И. С. Аксаков указывал на двойственную природу халата: «…Халат — это ведь эмблема лени, бесцеремонности, простоты — это все же <…> нечто сердечное и человечное» (Письма Касьянова, 1863).
Однако чем дальше, тем менее халатность связывается с уютной домашней расслабленностью и тем сильнее становится в этом слове отрицательная оценка. При этом халатность начинает считаться типично российской чертой, укорененной в патриархальном укладе жизни; еще Ленин говорит о «нашей интеллигенции, большей частью немножко по-российски халатной и неповоротливой» («Что делать? Наболевшие вопросы нашего движения», 1902). Потом же слово начинает указывать исключительно на плохую, небрежную работу:
Производящееся дознание устанавливает крайне халатное отношение к переустройству дворца (Неизвестный. Хроника // Родная земля. 1907.18.03).
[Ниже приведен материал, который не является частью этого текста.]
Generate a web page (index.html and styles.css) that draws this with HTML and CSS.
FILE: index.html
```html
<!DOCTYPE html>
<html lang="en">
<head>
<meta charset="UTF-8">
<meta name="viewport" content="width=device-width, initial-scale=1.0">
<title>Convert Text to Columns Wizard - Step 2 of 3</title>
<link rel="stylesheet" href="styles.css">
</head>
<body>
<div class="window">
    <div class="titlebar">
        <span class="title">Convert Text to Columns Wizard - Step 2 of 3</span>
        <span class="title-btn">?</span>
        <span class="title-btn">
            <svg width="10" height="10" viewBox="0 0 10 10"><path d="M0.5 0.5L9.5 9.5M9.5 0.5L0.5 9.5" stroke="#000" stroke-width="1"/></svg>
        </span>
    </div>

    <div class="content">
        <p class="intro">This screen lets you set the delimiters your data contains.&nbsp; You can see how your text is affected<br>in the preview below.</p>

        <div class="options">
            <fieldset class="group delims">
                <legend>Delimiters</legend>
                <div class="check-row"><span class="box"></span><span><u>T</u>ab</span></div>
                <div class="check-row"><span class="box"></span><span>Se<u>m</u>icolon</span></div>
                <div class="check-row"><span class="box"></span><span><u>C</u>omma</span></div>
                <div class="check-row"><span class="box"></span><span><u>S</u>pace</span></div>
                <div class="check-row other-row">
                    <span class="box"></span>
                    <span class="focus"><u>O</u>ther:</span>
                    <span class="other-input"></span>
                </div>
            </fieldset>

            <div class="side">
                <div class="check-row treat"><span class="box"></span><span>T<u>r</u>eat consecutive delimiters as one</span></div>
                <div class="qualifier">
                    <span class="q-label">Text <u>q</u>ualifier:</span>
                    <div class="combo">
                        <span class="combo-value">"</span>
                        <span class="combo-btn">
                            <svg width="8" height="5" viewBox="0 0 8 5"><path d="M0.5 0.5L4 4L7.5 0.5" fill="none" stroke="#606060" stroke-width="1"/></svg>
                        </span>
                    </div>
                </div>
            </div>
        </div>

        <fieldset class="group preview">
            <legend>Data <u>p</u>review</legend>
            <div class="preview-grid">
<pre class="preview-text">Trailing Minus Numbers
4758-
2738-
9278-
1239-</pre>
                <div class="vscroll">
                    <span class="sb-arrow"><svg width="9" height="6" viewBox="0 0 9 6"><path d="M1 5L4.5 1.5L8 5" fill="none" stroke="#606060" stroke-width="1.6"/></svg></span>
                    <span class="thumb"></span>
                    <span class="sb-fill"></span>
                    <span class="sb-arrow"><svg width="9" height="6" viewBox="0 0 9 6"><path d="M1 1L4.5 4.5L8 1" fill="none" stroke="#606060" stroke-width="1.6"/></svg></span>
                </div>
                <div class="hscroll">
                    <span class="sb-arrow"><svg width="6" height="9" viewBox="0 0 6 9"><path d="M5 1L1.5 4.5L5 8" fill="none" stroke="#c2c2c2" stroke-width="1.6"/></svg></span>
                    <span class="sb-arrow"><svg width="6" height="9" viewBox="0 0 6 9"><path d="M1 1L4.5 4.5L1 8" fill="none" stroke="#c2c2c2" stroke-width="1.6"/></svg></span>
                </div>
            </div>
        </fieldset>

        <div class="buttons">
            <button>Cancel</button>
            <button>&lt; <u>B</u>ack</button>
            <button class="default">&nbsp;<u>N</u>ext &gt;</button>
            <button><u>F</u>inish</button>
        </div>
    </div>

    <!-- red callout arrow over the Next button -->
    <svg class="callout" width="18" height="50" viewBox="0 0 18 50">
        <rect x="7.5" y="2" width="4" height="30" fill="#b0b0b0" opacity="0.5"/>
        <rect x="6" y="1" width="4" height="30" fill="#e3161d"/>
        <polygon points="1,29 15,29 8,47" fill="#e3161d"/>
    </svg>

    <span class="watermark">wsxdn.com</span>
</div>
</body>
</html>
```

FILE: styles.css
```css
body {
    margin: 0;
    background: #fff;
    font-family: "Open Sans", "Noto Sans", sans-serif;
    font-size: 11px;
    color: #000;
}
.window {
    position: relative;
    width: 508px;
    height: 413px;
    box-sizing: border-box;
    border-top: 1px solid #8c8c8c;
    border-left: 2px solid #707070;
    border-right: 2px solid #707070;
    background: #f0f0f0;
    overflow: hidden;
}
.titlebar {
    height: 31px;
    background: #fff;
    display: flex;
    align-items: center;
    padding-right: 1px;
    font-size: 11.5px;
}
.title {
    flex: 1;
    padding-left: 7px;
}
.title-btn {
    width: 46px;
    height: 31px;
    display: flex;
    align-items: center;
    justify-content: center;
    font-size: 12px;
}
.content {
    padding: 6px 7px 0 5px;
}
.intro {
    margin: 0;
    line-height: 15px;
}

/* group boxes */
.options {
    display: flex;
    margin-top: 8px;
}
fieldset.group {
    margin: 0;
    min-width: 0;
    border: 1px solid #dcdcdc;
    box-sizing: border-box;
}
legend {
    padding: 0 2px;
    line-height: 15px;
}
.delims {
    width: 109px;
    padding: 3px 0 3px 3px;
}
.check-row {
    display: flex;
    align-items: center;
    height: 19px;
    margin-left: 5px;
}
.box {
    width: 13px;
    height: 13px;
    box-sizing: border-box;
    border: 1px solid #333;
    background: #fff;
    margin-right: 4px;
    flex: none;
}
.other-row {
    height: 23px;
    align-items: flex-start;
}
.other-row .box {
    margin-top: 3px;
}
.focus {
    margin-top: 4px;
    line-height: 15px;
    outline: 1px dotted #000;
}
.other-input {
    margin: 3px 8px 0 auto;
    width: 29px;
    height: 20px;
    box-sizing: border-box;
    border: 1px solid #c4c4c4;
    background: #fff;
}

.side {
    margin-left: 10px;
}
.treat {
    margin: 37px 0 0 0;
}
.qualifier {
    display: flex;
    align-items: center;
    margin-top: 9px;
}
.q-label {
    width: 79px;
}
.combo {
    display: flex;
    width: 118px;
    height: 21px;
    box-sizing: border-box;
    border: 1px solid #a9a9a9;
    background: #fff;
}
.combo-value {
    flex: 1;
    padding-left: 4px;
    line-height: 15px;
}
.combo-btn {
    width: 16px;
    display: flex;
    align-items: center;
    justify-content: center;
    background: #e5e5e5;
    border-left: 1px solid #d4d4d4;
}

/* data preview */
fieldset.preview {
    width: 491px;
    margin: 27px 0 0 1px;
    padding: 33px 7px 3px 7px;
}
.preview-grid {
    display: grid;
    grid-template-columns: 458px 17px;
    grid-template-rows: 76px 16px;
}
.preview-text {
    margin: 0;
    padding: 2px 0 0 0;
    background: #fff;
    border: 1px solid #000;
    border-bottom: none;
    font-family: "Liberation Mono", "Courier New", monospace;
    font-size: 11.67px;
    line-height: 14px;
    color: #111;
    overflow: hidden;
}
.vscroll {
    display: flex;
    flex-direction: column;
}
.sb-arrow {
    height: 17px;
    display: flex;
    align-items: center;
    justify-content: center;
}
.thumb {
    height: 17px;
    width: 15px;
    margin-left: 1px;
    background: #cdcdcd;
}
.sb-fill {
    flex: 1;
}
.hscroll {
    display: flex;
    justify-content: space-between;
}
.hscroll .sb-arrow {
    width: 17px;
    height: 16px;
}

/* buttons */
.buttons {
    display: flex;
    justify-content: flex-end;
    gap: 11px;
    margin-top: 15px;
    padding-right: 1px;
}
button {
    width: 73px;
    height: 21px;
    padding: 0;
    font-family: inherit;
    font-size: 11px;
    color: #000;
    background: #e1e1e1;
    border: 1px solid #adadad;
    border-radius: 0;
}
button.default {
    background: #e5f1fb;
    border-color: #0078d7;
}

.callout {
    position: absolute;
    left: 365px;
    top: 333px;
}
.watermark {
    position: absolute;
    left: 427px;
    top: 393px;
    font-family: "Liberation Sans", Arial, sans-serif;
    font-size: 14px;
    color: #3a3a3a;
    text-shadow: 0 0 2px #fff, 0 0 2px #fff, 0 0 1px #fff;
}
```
Специальная следственная комиссия выяснила невероятно халатные порядки, царившие в музее (Неизвестный. Похищение «Джиоконды» // Русское слово. 1911.08.26).
Тут, пожалуй, стоит еще отметить, что на такую эволюцию слова халатный, вероятно, повлияло и похожее по внутренней форме выражение спустя рукава. Оно тоже первоначально указывало на некую общую блаженную расслабленность:
Чай, матушка-государыня ходит теперь спустя рукава или поваливается на пуховиках! (И. И. Лажечников. Ледяной дом, 1835).
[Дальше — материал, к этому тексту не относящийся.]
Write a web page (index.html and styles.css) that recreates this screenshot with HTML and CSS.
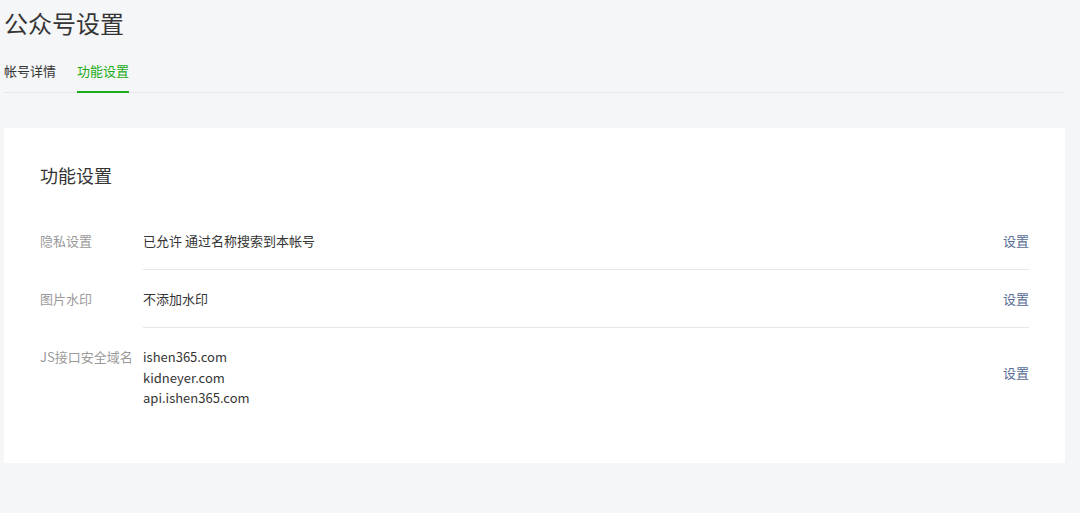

Ни о чем он не хлопотал, не заботился, на все смотрел спустя рукава (О. М. Сомов. Сказка о Никите Вдовиниче, 1833).
Азиатец искони живет день до вечера, не вспоминая, что было третьего дня, не заботясь, что случится послезавтра; живет именно спустя рукава, потому что лень и беспечность — его лучшие наслаждения (А. А. Бестужев-Марлинский. Мулла-Нур, 1836).
А теперь оно и используется-то только в сочетании работать спустя рукава.
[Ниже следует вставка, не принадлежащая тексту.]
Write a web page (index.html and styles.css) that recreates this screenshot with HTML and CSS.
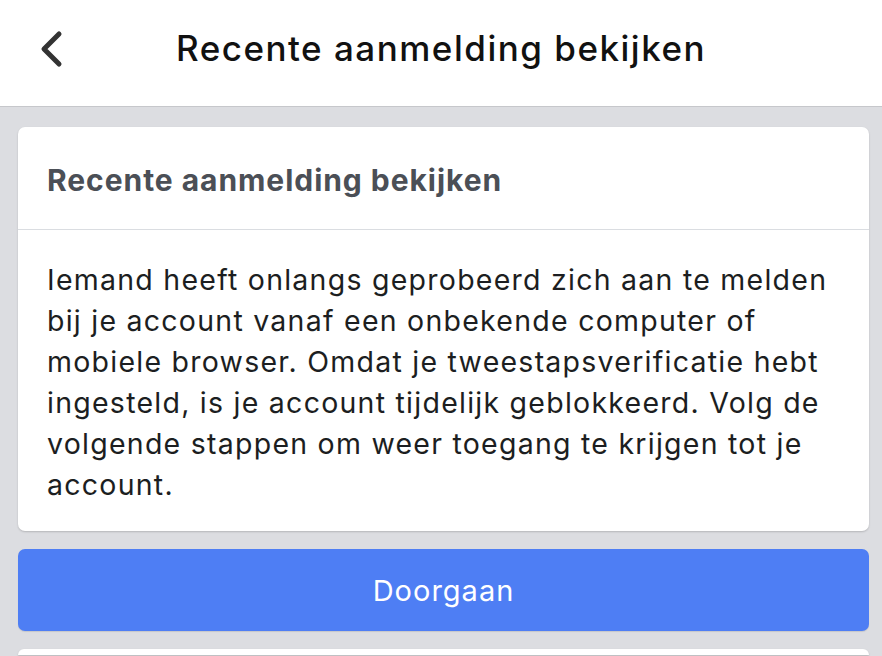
FILE: index.html
```html
<!DOCTYPE html>
<html lang="nl">
<head>
  <meta charset="UTF-8" />
  <meta name="viewport" content="width=device-width, initial-scale=1.0" />
  <title>Recente aanmelding bekijken</title>
  <link rel="stylesheet" href="styles.css">
</head>
<body>

  <div class="header">
    <a class="back" href="#">
      <svg width="26" height="38" viewBox="0 0 26 38">
        <path d="M21 4 L6 19 L21 34" fill="none" stroke="#333" stroke-width="5" stroke-linecap="round" stroke-linejoin="round"/>
      </svg>
    </a>
    <div class="title">Recente aanmelding bekijken</div>
  </div>

  <div class="content">
    <div class="card">
      <div class="card-title">Recente aanmelding bekijken</div>
      <div class="card-body">
        Iemand heeft onlangs geprobeerd zich aan te melden bij je account vanaf een onbekende computer of mobiele browser. Omdat je tweestapsverificatie hebt ingesteld, is je account tijdelijk geblokkeerd. Volg de volgende stappen om weer toegang te krijgen tot je account.
      </div>
    </div>

    <button class="continue">Doorgaan</button>

    <div class="card next"></div>
  </div>

</body>
</html>
```

FILE: styles.css
```css
body {
  margin: 0;
  font-family: 'Inter', 'Liberation Sans', sans-serif;
  background: #dcdde1;
  color: #1c1e21;
  height: 656px;
  overflow: hidden;
}

.header {
  display: flex;
  align-items: center;
  justify-content: center;
  position: relative;
  height: 107px;
  padding-bottom: 10px;
  box-sizing: border-box;
  background: #fff;
  border-bottom: 1px solid #c6c7cb;
}

.header .back {
  position: absolute;
  left: 38px;
  top: 30px;
}

.header .title {
  font-size: 35px;
  font-weight: 500;
  color: #111;
  letter-spacing: 1.5px;
}

.content {
  display: flex;
  flex-direction: column;
  gap: 18px;
  padding: 20px 13px 0 18px;
}

.card {
  background: #fff;
  border-radius: 7px;
  box-shadow: 0 1px 2px rgba(0, 0, 0, 0.18);
}

.card-title {
  height: 103px;
  display: flex;
  align-items: center;
  padding: 3px 29px 0;
  font-size: 30px;
  font-weight: 700;
  letter-spacing: 0.95px;
  color: #4b4f56;
  border-bottom: 1px solid #dadde1;
  box-sizing: border-box;
}

.card-body {
  padding: 29px 20px 26px 29px;
  font-size: 28.5px;
  line-height: 41px;
  letter-spacing: 1.25px;
  color: #1c1e21;
}

.continue {
  height: 82px;
  border: none;
  border-radius: 7px;
  background: #4e7ef4;
  color: #fff;
  font-family: inherit;
  font-size: 29px;
  letter-spacing: 1px;
  box-shadow: 0 1px 1px rgba(0, 0, 0, 0.1);
}

.card.next {
  height: 6px;
  border-radius: 7px 7px 0 0;
}
```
В современном языке халатность — это уже термин из Уголовного кодекса (преступная халатность). Впервые понятие халатность получило официальное закрепление в УК РСФСР 1922 года (до того использовалась формулировка «нерадивое отношение к служебным обязанностям»).
В русской литературе был и другой символ лени — диван (не оттоманка, не козетка, не кушетка, не шезлонг, не кресло-качалка, а именно диван). В «культовом», как бы теперь сказали, произведении — «Обломове» И. А. Гончарова — диван в качестве атрибута Обломова представлен даже в большей степени, чем халат (и тем более, чем шлепанцы — тоже важный элемент снаряжения ленивца):
Он испытал чувство мирной радости, что он с девяти до трех, с восьми до девяти может пробыть у себя на диване, и гордился, что не надо идти с докладом, писать бумаг, что есть простор его чувствам, воображению.
Вот что нам пишет заклеймивший «обломовщину» Добролюбов:
…Обломов является пред нами разоблаченный, как он есть, молчаливый, сведенный с красивого пьедестала на мягкий диван, прикрытый вместо мантии только просторным халатом. <…> Он не поклонится идолу зла! Да ведь почему это? Потому, что ему лень встать с дивана (Что такое обломовщина?).
Двадцать восьмого октября 2005 года в Ульяновске был установлен символический «философский диван Обломова». Надпись на философском диване гласит: «Здесь я понял поэзию лени и буду верен ей до гроба, если только нужда не заставит взяться за лом и лопату. Иван Гонча ров. Симбирск. 1849 год». Через год, 12 июня 2006 года, в день рождения И. А. Гончарова рядом с диваном появились и «тапочки Обломова». Тапочки были отлиты кузнецами местной кузнечной артели «Корч».
И вот я думаю: все могло сложиться несколько иначе, и диван победил бы халат в качестве главной эмблемы «креативной» лени. Представляете, тогда в нашем УК запросто могла бы появиться статья про преступную диванность. И мы как ни в чем не бывало использовали бы это словосочетание — как сейчас не моргнув глазом говорим о преступной халатности.